**WORK INSTRUCTIONS:** Reproduce the listing below without changes, except that pictures are left out.

· · · · ·

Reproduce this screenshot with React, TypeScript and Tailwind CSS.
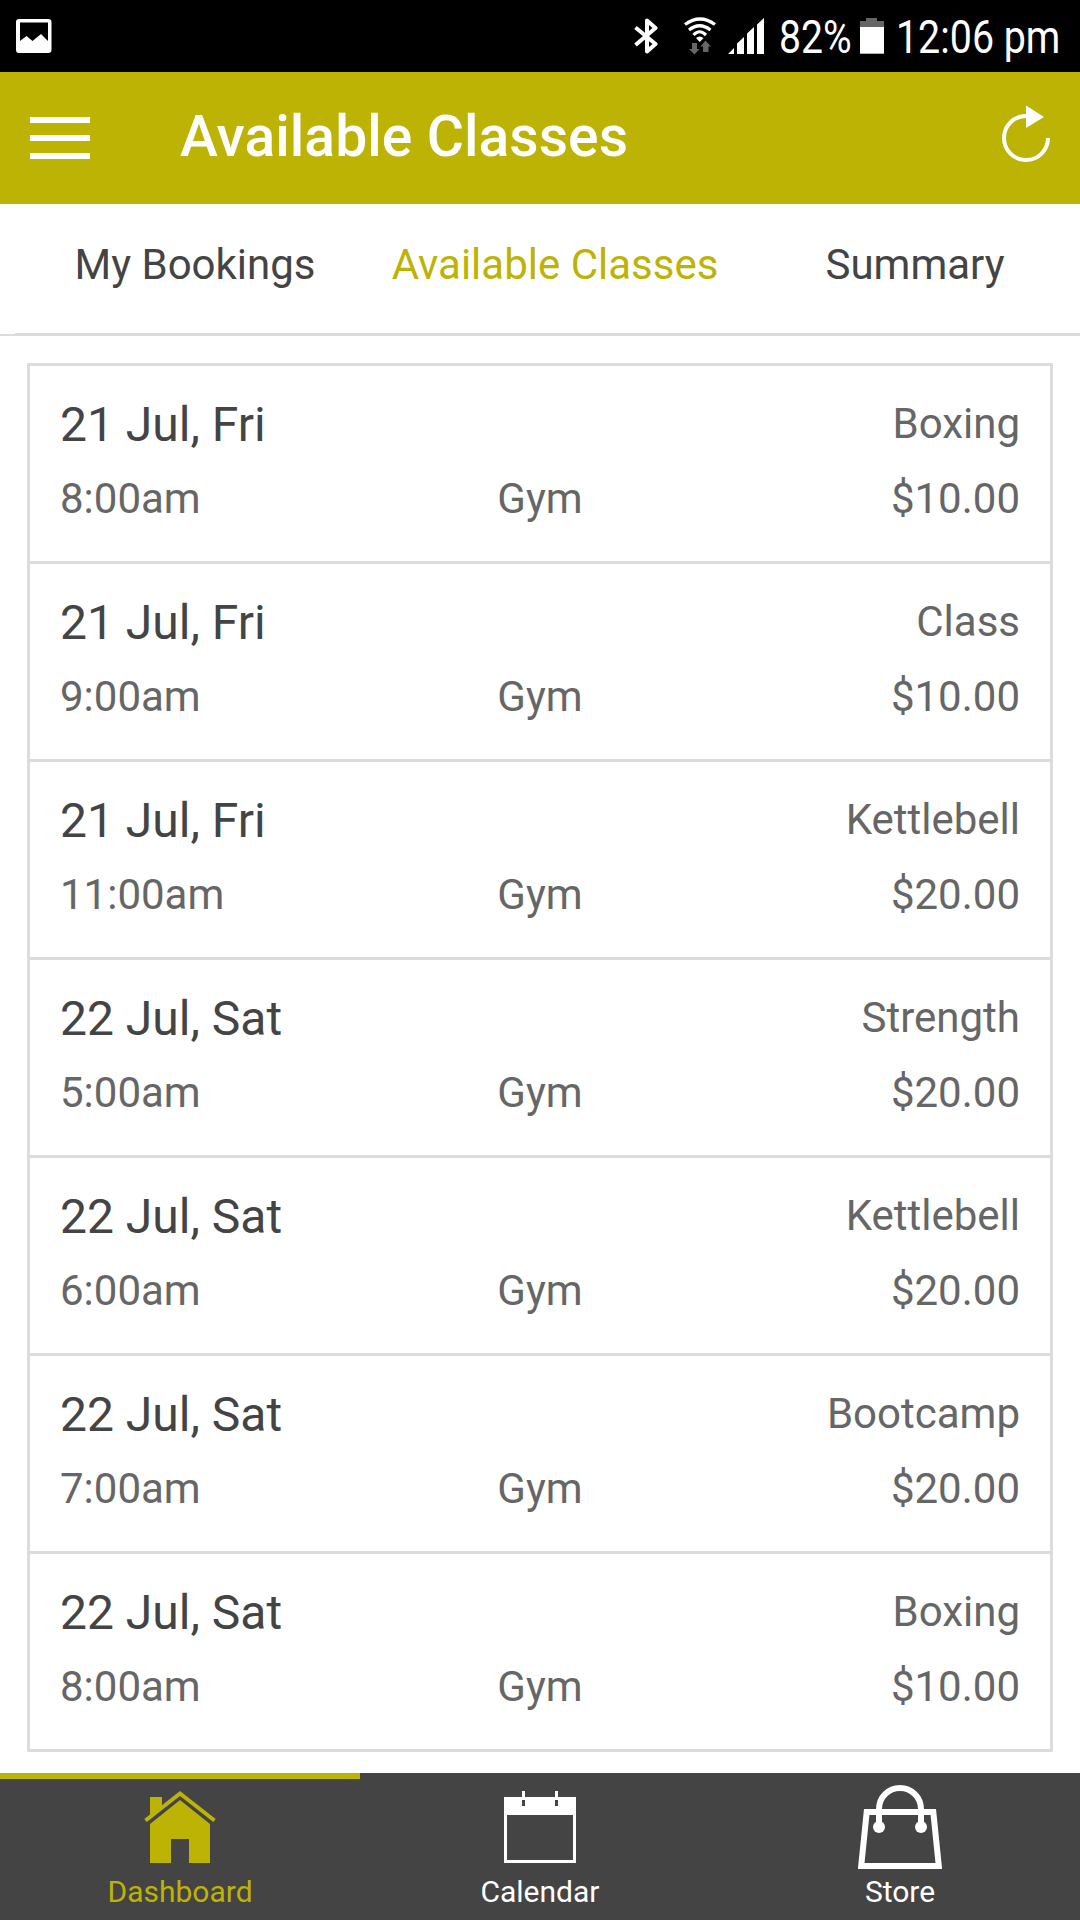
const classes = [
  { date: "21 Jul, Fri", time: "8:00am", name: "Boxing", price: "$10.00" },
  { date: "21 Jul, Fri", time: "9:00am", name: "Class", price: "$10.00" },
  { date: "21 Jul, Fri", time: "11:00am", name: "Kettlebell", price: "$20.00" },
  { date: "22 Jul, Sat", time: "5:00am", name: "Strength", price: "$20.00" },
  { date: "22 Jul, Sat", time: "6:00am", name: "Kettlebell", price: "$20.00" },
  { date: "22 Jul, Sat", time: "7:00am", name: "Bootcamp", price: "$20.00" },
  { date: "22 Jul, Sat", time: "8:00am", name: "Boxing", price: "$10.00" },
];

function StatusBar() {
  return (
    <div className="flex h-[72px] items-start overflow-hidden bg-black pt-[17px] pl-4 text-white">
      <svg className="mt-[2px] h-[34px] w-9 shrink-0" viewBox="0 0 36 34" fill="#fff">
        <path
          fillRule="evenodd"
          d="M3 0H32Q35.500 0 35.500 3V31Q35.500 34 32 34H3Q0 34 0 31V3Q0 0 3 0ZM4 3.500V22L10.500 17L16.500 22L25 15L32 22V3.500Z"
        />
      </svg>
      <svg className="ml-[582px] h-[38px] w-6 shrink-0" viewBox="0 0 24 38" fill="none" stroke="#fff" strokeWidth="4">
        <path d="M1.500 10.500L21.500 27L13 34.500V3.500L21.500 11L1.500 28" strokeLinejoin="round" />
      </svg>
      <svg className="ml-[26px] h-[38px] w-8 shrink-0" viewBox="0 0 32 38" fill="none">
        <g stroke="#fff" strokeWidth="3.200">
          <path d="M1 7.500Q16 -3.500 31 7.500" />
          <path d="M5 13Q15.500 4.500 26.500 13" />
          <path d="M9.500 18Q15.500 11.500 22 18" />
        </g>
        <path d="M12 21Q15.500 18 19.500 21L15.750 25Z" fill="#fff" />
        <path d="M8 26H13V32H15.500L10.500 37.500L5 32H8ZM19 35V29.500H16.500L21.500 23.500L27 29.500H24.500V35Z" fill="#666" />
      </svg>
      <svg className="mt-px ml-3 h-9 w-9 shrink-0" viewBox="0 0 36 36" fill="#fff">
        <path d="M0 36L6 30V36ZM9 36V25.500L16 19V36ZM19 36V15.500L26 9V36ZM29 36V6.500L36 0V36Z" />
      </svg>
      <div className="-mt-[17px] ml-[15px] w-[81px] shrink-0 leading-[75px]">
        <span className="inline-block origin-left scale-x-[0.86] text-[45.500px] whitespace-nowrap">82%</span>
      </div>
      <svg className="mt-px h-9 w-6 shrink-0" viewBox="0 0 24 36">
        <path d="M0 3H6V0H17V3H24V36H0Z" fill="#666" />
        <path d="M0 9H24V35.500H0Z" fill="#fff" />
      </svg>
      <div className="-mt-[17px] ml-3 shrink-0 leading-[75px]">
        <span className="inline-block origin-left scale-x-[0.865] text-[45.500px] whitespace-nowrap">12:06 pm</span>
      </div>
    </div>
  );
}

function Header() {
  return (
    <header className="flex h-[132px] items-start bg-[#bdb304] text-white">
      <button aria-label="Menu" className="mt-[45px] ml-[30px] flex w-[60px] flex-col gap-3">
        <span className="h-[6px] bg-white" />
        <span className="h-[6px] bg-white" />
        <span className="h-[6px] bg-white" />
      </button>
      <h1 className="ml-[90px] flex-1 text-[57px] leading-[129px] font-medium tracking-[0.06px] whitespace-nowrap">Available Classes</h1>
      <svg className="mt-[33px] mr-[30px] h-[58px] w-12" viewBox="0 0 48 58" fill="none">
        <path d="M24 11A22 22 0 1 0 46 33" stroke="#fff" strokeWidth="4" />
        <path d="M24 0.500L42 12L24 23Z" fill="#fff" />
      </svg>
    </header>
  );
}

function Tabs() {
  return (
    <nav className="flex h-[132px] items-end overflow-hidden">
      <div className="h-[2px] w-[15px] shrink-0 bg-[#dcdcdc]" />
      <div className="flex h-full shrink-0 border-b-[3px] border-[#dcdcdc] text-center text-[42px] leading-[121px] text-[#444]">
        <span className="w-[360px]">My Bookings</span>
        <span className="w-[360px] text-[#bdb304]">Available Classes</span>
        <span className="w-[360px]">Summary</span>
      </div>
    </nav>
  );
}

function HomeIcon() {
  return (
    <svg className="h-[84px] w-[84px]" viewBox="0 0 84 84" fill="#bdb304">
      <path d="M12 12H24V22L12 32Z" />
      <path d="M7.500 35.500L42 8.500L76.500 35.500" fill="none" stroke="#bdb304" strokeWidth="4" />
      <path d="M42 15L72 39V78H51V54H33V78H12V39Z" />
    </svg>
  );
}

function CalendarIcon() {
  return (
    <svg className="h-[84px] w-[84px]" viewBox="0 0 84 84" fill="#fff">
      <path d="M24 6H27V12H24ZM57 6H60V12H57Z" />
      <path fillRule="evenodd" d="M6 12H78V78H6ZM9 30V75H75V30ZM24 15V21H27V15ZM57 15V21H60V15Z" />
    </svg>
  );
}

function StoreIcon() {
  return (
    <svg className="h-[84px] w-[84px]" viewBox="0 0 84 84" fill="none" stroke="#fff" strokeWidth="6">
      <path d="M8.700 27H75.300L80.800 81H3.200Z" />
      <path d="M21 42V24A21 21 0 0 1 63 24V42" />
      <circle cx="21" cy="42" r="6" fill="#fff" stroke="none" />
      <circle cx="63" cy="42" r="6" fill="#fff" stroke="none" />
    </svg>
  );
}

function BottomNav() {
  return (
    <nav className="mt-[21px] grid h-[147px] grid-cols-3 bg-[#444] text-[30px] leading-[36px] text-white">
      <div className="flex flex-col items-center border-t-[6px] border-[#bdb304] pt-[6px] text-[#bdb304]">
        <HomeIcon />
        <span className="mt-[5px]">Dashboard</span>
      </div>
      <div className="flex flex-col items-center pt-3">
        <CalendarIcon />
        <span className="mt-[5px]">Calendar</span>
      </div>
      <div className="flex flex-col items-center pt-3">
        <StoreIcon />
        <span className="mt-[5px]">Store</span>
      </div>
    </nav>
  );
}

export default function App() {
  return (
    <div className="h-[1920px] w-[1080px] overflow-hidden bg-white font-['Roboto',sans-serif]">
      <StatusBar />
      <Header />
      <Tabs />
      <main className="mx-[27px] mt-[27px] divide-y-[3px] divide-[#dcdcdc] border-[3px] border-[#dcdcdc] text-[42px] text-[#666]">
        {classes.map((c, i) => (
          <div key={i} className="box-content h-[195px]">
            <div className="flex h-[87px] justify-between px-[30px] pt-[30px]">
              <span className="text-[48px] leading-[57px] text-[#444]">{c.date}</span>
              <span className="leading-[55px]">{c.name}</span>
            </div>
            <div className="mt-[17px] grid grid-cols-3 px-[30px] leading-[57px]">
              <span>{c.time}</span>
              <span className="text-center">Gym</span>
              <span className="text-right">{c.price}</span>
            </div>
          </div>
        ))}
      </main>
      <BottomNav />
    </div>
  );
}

· · · · ·

**FINAL RESULT:**
Reproduce this screenshot with React, TypeScript and Tailwind CSS.
const classes = [
  { date: "21 Jul, Fri", time: "8:00am", name: "Boxing", price: "$10.00" },
  { date: "21 Jul, Fri", time: "9:00am", name: "Class", price: "$10.00" },
  { date: "21 Jul, Fri", time: "11:00am", name: "Kettlebell", price: "$20.00" },
  { date: "22 Jul, Sat", time: "5:00am", name: "Strength", price: "$20.00" },
  { date: "22 Jul, Sat", time: "6:00am", name: "Kettlebell", price: "$20.00" },
  { date: "22 Jul, Sat", time: "7:00am", name: "Bootcamp", price: "$20.00" },
  { date: "22 Jul, Sat", time: "8:00am", name: "Boxing", price: "$10.00" },
];

function StatusBar() {
  return (
    <div className="flex h-[72px] items-start overflow-hidden bg-black pt-[17px] pl-4 text-white">
      <svg className="mt-[2px] h-[34px] w-9 shrink-0" viewBox="0 0 36 34" fill="#fff">
        <path
          fillRule="evenodd"
          d="M3 0H32Q35.500 0 35.500 3V31Q35.500 34 32 34H3Q0 34 0 31V3Q0 0 3 0ZM4 3.500V22L10.500 17L16.500 22L25 15L32 22V3.500Z"
        />
      </svg>
      <svg className="ml-[582px] h-[38px] w-6 shrink-0" viewBox="0 0 24 38" fill="none" stroke="#fff" strokeWidth="4">
        <path d="M1.500 10.500L21.500 27L13 34.500V3.500L21.500 11L1.500 28" strokeLinejoin="round" />
      </svg>
      <svg className="ml-[26px] h-[38px] w-8 shrink-0" viewBox="0 0 32 38" fill="none">
        <g stroke="#fff" strokeWidth="3.200">
          <path d="M1 7.500Q16 -3.500 31 7.500" />
          <path d="M5 13Q15.500 4.500 26.500 13" />
          <path d="M9.500 18Q15.500 11.500 22 18" />
        </g>
        <path d="M12 21Q15.500 18 19.500 21L15.750 25Z" fill="#fff" />
        <path d="M8 26H13V32H15.500L10.500 37.500L5 32H8ZM19 35V29.500H16.500L21.500 23.500L27 29.500H24.500V35Z" fill="#666" />
      </svg>
      <svg className="mt-px ml-3 h-9 w-9 shrink-0" viewBox="0 0 36 36" fill="#fff">
        <path d="M0 36L6 30V36ZM9 36V25.500L16 19V36ZM19 36V15.500L26 9V36ZM29 36V6.500L36 0V36Z" />
      </svg>
      <div className="-mt-[17px] ml-[15px] w-[81px] shrink-0 leading-[75px]">
        <span className="inline-block origin-left scale-x-[0.86] text-[45.500px] whitespace-nowrap">82%</span>
      </div>
      <svg className="mt-px h-9 w-6 shrink-0" viewBox="0 0 24 36">
        <path d="M0 3H6V0H17V3H24V36H0Z" fill="#666" />
        <path d="M0 9H24V35.500H0Z" fill="#fff" />
      </svg>
      <div className="-mt-[17px] ml-3 shrink-0 leading-[75px]">
        <span className="inline-block origin-left scale-x-[0.865] text-[45.500px] whitespace-nowrap">12:06 pm</span>
      </div>
    </div>
  );
}

function Header() {
  return (
    <header className="flex h-[132px] items-start bg-[#bdb304] text-white">
      <button aria-label="Menu" className="mt-[45px] ml-[30px] flex w-[60px] flex-col gap-3">
        <span className="h-[6px] bg-white" />
        <span className="h-[6px] bg-white" />
        <span className="h-[6px] bg-white" />
      </button>
      <h1 className="ml-[90px] flex-1 text-[57px] leading-[129px] font-medium tracking-[0.06px] whitespace-nowrap">Available Classes</h1>
      <svg className="mt-[33px] mr-[30px] h-[58px] w-12" viewBox="0 0 48 58" fill="none">
        <path d="M24 11A22 22 0 1 0 46 33" stroke="#fff" strokeWidth="4" />
        <path d="M24 0.500L42 12L24 23Z" fill="#fff" />
      </svg>
    </header>
  );
}

function Tabs() {
  return (
    <nav className="flex h-[132px] items-end overflow-hidden">
      <div className="h-[2px] w-[15px] shrink-0 bg-[#dcdcdc]" />
      <div className="flex h-full shrink-0 border-b-[3px] border-[#dcdcdc] text-center text-[42px] leading-[121px] text-[#444]">
        <span className="w-[360px]">My Bookings</span>
        <span className="w-[360px] text-[#bdb304]">Available Classes</span>
        <span className="w-[360px]">Summary</span>
      </div>
    </nav>
  );
}

function HomeIcon() {
  return (
    <svg className="h-[84px] w-[84px]" viewBox="0 0 84 84" fill="#bdb304">
      <path d="M12 12H24V22L12 32Z" />
      <path d="M7.500 35.500L42 8.500L76.500 35.500" fill="none" stroke="#bdb304" strokeWidth="4" />
      <path d="M42 15L72 39V78H51V54H33V78H12V39Z" />
    </svg>
  );
}

function CalendarIcon() {
  return (
    <svg className="h-[84px] w-[84px]" viewBox="0 0 84 84" fill="#fff">
      <path d="M24 6H27V12H24ZM57 6H60V12H57Z" />
      <path fillRule="evenodd" d="M6 12H78V78H6ZM9 30V75H75V30ZM24 15V21H27V15ZM57 15V21H60V15Z" />
    </svg>
  );
}

function StoreIcon() {
  return (
    <svg className="h-[84px] w-[84px]" viewBox="0 0 84 84" fill="none" stroke="#fff" strokeWidth="6">
      <path d="M8.700 27H75.300L80.800 81H3.200Z" />
      <path d="M21 42V24A21 21 0 0 1 63 24V42" />
      <circle cx="21" cy="42" r="6" fill="#fff" stroke="none" />
      <circle cx="63" cy="42" r="6" fill="#fff" stroke="none" />
    </svg>
  );
}

function BottomNav() {
  return (
    <nav className="mt-[21px] grid h-[147px] grid-cols-3 bg-[#444] text-[30px] leading-[36px] text-white">
      <div className="flex flex-col items-center border-t-[6px] border-[#bdb304] pt-[6px] text-[#bdb304]">
        <HomeIcon />
        <span className="mt-[5px]">Dashboard</span>
      </div>
      <div className="flex flex-col items-center pt-3">
        <CalendarIcon />
        <span className="mt-[5px]">Calendar</span>
      </div>
      <div className="flex flex-col items-center pt-3">
        <StoreIcon />
        <span className="mt-[5px]">Store</span>
      </div>
    </nav>
  );
}

export default function App() {
  return (
    <div className="h-[1920px] w-[1080px] overflow-hidden bg-white font-['Roboto',sans-serif]">
      <StatusBar />
      <Header />
      <Tabs />
      <main className="mx-[27px] mt-[27px] divide-y-[3px] divide-[#dcdcdc] border-[3px] border-[#dcdcdc] text-[42px] text-[#666]">
        {classes.map((c, i) => (
          <div key={i} className="box-content h-[195px]">
            <div className="flex h-[87px] justify-between px-[30px] pt-[30px]">
              <span className="text-[48px] leading-[57px] text-[#444]">{c.date}</span>
              <span className="leading-[55px]">{c.name}</span>
            </div>
            <div className="mt-[17px] grid grid-cols-3 px-[30px] leading-[57px]">
              <span>{c.time}</span>
              <span className="text-center">Gym</span>
              <span className="text-right">{c.price}</span>
            </div>
          </div>
        ))}
      </main>
      <BottomNav />
    </div>
  );
}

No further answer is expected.